Dataset excerpt

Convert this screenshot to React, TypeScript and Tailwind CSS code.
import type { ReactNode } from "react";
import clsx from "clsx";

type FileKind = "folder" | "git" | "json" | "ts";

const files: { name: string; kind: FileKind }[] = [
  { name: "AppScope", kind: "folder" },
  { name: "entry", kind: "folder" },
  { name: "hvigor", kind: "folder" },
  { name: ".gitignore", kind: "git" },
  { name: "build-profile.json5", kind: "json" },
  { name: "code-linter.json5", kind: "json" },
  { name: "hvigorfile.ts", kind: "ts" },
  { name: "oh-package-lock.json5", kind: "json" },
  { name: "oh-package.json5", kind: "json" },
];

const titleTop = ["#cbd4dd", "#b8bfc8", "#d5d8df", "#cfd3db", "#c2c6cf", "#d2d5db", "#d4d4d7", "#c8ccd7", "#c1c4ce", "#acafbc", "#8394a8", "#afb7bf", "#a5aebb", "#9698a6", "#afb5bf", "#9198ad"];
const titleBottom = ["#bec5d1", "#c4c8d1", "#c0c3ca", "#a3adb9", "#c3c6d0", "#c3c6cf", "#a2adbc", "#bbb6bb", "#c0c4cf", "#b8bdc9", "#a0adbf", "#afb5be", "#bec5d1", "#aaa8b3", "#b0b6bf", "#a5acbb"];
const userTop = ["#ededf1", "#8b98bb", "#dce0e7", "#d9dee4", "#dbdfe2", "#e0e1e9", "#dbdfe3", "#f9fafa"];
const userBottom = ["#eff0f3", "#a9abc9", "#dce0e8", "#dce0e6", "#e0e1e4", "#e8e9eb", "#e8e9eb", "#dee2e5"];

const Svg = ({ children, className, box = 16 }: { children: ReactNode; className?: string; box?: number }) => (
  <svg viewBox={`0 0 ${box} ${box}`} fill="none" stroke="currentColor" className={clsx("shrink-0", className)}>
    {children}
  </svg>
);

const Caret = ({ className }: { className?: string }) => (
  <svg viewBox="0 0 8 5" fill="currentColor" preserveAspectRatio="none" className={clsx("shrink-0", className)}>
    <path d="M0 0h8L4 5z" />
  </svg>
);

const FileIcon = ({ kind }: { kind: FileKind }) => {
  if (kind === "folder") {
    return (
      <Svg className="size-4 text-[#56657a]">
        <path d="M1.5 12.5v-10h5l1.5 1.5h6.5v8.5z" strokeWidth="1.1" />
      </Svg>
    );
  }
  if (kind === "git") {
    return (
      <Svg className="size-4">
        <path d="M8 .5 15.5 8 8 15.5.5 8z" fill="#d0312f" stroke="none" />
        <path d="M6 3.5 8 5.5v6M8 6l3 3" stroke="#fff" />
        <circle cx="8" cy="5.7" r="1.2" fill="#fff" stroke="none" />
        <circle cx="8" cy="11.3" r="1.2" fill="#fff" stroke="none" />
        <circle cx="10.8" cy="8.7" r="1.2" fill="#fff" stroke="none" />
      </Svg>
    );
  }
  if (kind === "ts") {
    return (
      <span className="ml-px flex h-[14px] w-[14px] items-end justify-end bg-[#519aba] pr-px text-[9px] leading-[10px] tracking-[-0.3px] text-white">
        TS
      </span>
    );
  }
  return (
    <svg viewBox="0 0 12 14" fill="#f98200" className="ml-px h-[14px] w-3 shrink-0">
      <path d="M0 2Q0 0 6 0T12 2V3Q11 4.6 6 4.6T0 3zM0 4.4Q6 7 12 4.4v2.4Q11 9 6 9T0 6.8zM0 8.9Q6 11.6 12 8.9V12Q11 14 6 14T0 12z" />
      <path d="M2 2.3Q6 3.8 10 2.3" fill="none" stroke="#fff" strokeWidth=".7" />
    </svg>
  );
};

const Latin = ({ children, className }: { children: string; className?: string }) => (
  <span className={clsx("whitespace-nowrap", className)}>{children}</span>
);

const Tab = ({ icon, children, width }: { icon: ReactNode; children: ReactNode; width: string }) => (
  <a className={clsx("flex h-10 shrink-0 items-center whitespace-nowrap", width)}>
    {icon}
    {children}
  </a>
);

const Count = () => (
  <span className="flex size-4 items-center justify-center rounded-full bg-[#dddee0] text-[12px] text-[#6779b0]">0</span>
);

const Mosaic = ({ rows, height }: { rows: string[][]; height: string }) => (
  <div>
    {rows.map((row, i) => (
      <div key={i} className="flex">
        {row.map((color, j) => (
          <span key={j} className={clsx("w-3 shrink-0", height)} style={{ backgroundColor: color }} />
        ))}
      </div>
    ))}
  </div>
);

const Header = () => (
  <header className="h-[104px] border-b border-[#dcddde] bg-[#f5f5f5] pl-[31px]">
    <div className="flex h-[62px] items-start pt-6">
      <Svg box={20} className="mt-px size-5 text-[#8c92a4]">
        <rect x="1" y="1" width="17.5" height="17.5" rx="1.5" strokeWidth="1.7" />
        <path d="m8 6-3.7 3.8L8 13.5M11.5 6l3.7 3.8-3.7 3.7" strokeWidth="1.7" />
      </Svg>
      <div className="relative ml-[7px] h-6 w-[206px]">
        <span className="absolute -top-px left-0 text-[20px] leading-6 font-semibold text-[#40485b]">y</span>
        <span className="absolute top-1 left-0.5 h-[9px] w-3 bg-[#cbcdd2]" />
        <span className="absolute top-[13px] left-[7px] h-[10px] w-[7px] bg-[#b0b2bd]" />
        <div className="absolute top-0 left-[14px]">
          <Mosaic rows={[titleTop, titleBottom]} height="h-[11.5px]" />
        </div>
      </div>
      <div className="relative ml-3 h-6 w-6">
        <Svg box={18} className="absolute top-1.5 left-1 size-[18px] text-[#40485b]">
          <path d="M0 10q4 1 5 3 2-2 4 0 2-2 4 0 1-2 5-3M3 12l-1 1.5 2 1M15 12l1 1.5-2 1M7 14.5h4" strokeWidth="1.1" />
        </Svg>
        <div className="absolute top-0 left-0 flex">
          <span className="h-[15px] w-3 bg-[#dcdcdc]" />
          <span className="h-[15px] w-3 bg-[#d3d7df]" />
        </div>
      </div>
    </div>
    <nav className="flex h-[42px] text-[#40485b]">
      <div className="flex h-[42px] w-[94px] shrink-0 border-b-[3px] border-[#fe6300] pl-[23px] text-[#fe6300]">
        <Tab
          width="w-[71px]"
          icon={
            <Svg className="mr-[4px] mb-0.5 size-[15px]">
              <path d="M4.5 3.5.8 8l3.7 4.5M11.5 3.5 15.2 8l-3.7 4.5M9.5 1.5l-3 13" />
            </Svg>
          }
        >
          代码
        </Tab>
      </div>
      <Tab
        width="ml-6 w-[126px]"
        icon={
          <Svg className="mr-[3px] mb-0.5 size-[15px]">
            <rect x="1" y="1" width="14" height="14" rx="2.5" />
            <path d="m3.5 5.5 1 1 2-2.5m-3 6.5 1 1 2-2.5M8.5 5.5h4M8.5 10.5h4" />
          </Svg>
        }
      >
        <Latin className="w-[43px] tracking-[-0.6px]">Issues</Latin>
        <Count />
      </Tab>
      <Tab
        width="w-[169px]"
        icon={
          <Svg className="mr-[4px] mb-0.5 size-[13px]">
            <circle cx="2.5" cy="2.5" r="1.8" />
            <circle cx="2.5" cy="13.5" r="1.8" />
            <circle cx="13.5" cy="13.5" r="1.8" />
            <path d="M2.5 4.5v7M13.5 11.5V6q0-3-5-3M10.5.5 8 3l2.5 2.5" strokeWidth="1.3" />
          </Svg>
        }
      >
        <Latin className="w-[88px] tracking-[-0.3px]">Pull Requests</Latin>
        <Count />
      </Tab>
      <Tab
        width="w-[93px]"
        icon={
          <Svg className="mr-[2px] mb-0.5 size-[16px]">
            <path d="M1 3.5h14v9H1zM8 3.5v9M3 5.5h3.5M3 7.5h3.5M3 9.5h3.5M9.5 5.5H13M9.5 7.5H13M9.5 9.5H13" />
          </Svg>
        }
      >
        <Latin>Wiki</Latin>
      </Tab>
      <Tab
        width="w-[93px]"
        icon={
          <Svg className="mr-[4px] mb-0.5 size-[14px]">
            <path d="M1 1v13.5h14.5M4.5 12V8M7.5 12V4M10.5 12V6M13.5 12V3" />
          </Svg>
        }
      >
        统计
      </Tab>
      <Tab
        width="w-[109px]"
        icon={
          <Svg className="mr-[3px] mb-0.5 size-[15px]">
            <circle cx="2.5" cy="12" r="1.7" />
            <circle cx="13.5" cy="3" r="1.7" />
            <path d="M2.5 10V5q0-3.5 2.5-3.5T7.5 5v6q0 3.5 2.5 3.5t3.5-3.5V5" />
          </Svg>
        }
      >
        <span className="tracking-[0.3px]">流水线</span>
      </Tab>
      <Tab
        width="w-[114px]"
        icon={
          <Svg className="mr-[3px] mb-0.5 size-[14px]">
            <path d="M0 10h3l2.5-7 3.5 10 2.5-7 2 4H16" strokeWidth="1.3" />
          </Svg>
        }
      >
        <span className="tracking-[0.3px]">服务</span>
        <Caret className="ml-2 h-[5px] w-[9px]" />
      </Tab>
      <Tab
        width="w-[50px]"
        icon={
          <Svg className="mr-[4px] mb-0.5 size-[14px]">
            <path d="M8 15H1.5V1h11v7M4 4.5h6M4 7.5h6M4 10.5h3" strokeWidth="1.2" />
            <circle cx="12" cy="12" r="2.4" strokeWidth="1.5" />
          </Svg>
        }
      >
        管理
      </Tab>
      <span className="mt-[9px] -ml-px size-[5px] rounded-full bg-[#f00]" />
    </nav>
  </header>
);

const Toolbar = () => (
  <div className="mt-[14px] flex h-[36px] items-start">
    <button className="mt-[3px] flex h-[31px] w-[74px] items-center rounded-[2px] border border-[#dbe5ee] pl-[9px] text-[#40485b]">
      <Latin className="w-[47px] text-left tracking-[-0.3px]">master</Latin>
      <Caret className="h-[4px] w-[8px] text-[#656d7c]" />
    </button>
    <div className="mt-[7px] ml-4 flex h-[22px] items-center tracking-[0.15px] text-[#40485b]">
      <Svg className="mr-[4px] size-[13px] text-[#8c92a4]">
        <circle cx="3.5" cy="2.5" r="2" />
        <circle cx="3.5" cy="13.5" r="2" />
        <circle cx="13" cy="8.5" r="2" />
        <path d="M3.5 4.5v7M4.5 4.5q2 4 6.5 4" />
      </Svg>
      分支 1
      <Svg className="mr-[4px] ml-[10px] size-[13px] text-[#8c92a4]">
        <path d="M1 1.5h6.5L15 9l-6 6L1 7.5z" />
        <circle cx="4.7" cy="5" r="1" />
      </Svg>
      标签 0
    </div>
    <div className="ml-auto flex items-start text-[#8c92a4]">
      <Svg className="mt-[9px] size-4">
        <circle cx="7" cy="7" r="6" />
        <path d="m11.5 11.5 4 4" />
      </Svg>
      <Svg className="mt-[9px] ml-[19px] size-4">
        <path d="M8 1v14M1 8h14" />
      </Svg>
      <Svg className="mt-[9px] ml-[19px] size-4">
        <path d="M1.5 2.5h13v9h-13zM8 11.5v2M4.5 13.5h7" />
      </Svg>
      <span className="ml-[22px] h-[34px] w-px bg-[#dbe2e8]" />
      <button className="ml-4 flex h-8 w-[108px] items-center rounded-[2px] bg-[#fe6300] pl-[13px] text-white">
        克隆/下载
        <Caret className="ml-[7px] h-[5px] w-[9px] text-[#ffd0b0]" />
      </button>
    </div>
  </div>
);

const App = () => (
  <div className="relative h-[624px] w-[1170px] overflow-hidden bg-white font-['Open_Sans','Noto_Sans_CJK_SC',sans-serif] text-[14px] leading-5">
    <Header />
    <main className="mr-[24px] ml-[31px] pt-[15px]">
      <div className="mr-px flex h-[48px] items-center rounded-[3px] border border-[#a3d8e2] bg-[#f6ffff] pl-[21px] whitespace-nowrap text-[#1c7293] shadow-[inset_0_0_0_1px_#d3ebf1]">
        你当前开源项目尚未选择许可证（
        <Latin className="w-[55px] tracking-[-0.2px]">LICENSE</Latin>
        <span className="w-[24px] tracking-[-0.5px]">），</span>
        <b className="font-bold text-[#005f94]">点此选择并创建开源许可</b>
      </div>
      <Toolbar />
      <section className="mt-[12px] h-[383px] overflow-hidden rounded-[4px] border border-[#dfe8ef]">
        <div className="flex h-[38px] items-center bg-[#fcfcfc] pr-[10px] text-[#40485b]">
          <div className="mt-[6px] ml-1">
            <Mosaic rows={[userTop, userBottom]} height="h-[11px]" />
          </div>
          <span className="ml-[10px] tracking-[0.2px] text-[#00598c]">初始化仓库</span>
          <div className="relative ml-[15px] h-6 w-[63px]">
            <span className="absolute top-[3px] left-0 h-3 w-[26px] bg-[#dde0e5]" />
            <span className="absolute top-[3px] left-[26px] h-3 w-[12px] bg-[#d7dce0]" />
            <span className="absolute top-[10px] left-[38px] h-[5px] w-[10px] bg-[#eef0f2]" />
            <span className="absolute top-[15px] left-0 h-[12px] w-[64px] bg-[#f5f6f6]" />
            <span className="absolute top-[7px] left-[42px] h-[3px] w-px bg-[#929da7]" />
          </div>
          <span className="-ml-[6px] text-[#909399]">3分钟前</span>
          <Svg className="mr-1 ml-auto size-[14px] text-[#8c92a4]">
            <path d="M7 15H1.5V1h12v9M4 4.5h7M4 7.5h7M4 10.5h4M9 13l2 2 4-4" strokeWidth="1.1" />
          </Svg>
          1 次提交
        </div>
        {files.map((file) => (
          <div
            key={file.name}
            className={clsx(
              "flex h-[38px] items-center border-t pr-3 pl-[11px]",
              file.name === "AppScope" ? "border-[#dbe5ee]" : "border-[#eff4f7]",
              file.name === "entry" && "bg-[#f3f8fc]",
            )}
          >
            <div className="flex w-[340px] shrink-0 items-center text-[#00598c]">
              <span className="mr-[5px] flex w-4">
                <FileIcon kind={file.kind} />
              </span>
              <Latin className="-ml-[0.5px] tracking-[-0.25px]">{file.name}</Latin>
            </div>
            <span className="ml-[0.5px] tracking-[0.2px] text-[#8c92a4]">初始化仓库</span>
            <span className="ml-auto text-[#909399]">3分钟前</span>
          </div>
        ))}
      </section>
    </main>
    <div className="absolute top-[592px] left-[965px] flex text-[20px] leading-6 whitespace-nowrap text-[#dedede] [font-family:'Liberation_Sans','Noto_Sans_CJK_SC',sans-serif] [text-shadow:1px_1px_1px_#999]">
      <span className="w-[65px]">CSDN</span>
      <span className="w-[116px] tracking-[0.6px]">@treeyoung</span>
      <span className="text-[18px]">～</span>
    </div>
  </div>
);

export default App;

Directive
Using the listing above, gather each line that holds the string "code" and copy it.

Output of the task
Convert this screenshot to React, TypeScript and Tailwind CSS code.
  { name: "code-linter.json5", kind: "json" },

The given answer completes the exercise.